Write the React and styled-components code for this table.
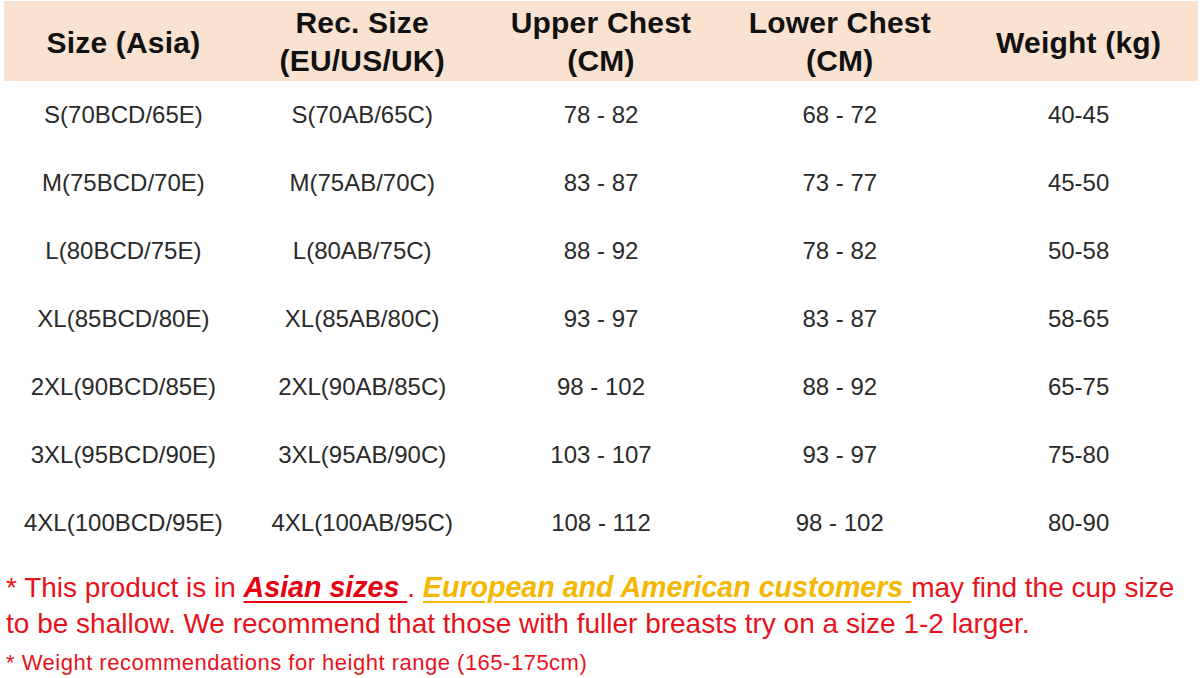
...
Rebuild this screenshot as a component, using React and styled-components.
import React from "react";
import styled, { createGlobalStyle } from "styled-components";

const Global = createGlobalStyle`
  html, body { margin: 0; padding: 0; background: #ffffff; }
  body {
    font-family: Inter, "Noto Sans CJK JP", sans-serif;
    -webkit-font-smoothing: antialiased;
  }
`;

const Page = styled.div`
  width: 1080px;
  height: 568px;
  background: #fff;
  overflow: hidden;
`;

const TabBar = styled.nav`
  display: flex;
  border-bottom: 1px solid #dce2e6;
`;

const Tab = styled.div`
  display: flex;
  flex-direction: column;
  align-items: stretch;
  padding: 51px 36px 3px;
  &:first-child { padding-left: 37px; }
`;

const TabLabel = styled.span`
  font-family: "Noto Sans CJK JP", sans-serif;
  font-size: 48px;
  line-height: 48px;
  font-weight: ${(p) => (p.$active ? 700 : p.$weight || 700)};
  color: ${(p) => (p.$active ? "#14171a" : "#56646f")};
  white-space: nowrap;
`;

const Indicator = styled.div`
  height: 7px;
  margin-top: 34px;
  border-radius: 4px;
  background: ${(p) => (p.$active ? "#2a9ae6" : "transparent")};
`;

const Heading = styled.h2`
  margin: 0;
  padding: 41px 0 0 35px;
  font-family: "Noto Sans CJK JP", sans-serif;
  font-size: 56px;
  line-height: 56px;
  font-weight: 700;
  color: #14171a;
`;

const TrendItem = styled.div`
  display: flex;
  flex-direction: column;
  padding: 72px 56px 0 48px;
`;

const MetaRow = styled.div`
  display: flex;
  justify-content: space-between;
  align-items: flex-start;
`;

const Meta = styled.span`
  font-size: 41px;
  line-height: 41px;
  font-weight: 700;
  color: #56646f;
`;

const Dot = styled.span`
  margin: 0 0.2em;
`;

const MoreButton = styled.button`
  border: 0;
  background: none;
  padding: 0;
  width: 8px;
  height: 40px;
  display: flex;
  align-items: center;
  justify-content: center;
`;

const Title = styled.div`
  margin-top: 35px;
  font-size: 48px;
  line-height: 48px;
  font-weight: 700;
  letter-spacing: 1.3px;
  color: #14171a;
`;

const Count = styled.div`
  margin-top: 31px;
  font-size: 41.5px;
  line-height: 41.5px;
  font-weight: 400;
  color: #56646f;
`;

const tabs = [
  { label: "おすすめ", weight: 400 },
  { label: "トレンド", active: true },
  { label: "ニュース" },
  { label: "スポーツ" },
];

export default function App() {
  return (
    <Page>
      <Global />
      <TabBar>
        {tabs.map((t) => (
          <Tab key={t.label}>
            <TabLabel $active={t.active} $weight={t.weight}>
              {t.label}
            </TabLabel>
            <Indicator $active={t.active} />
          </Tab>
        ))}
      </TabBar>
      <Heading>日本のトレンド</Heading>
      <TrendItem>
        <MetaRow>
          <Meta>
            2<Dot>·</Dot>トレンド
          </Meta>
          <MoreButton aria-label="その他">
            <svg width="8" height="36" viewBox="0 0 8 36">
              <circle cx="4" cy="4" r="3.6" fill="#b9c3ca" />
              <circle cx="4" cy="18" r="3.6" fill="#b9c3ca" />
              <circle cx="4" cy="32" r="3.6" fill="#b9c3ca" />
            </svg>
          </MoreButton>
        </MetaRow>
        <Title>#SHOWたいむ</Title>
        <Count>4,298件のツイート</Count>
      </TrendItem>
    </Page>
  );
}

Your objective – Count how many lines include the string "components". Nothing but the number is needed.

Answer below – 3